Here is an example script for doing the same work as above but at the same time renaming the SeriesInstanceUid element to SeriesInstanceUID:

$UIDROOT = "1.2.3.4"
/LidcReadMessage/ResponseHeader/SeriesInstanceUid = $hashuid($UIDROOT, $this)
$temp = /LidcReadMessage/ResponseHeader/SeriesInstanceUid
/LidcReadMessage/ResponseHeader/SeriesInstanceUID = $require($temp)
/LidcReadMessage/ResponseHeader/SeriesInstanceUid = $remove()
/LidcReadMessage//imageSOP_UID = $uid($UIDROOT, $this)

As a final example, the following is a more or less random script used when testing the ZipAnonymizer.

$KEY = "12345abcde"
$UIDROOT = "9.9"
$SITEID = "32"
$MAXLEN = "8"
$OLDUID = /manifest/@uid

#Remap the manifest attributes
/manifest/@uid = $hashuid($UIDROOT, $this)
/manifest/@study-uid = $hashuid($UIDROOT, $this)
/manifest/@pt-name = "[" $SITEID "]-" $initials($this)
/manifest/@pt-id = $hashptid($SITEID, $this, $MAXLEN)
/manifest/@date = $incrementdate($this, "-137")

#Create some new elements
/manifest/today = $require($date() "@" $time())
/manifest/newuid= $require($uid($UIDROOT))
/manifest/encrypteduid= $require($encrypt(/manifest/@uid, $KEY))

#In the test manifest, there were some child elements containing UIDs.
#There were many series-uid and instance-uid elements. 
#This is how to do them all in one line each:
/manifest//series-uid = $hashuid($UIDROOT, $this)
/manifest//instance-uid = $hashuid($UIDROOT, $this)

#You can access elements you have just created:
$AGE = "26"
/manifest/age = $require($AGE)
/manifest/roundedage = $require($round(/manifest/age, "5"))

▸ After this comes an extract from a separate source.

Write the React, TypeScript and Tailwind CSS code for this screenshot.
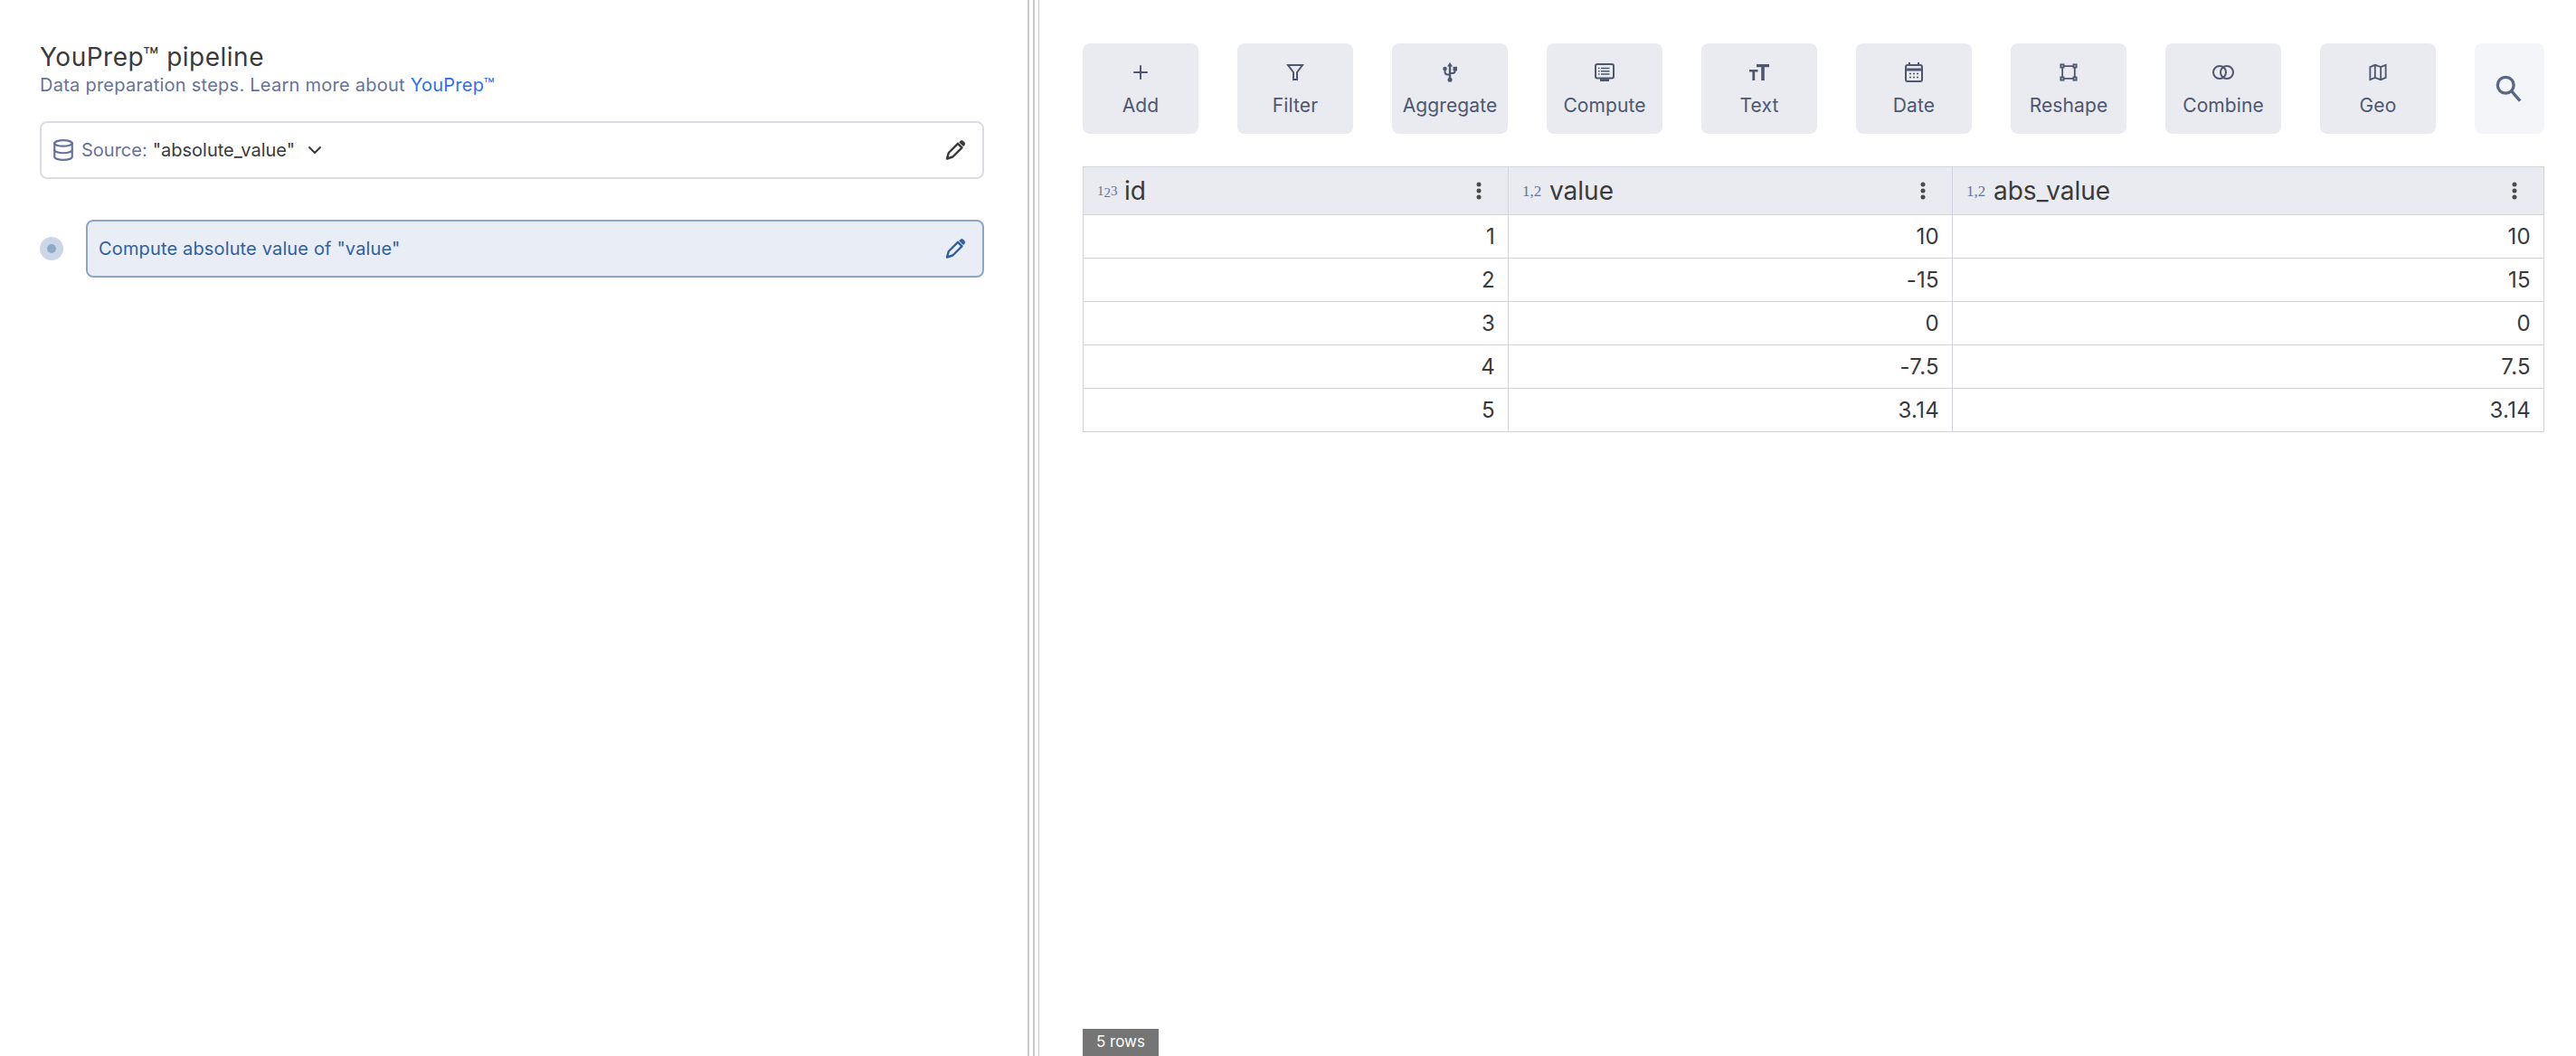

#You can call functions with static strings as well as ones from the document:
/manifest/hashedtext = $require($hash("Now is the time for all good men..."))

#These next two elements should have the same value:
/manifest/hashedJHP = $require($hashname("Last^First^Middle","100","2"))
/manifest/hashedJP = $require($hashname("Last^First","100"))

To assist in debugging XML anonymizer scripts, there is a special name assignment command:

  • $print = expression

This causes the value of the expression to be inserted in the log.